I don’t hate science. I love science! I am a scientist who researches and publishes, but in industry. I left academia because it’s a joke. It’s politically motivated and overly pedantic. And AGW “research” is the worst of the worst.
>>Gneiss:
>>But what I see on this site, time after time, is strong hostility
>>toward an ever-growing list that contains many of the best scientists
>>in the world.
Many of these ‘top scientists’ have been bought. Bought science is not science, it is propaganda.
.
LarryOldtimer writes,
“Unfortunately, Gneiss, a good many of ‘the best’ scientists, and ‘the best’ engineers are not who we hear from by way of the clowns and monkeys of the mainstream media circus, and a good many of those who do get media coverage aren’t particularly knowledgeable about science in areas other than their own field of specialization.”
Certainly the world’s full of clowns and monkeys, but I suspect we see them in different places. I have a pretty good sense, for certain areas, of who the top folks really are.

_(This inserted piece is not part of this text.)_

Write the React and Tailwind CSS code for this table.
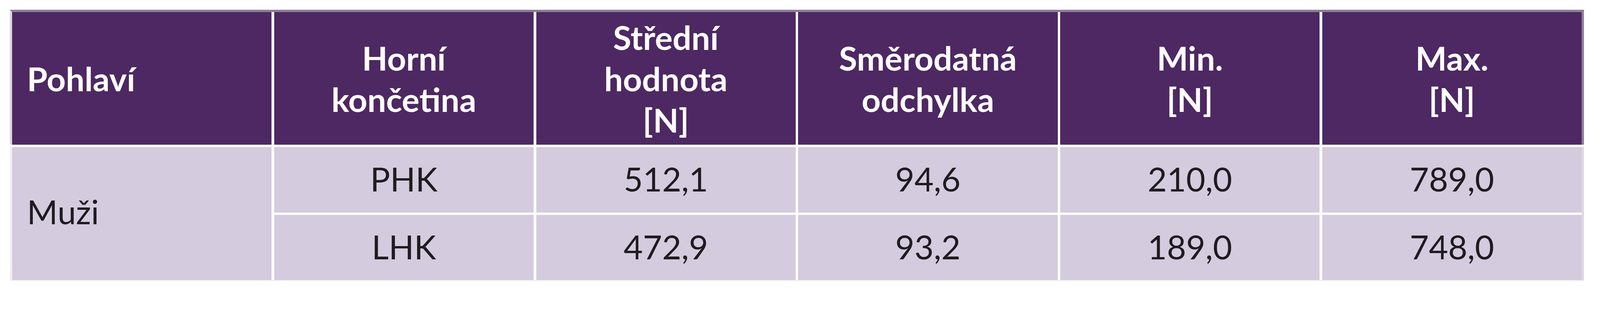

They’re people whose state-of-the-art reviews and fresh research ideas I read in leading journals; whose recent work gets hundreds of citations from their scientific peers; who are invited as plenary speakers at major international conferences (where hundreds of other experts gather to listen) and as key participants contributing to smaller task-focused workshops; who show a broad, synthetic and interdisciplinary perspective even in quiet conversation ….
So by my criteria, they’re among the top scientists. These definitely are people we often hear from, on climate-related topics. As a result, they come in for heavy attacks here and elsewhere. Look at how the mood changed against Robin Bell (a top scientist) when people on this thread learned she’d written about climate. I felt as if I had outed her, which was not my intent.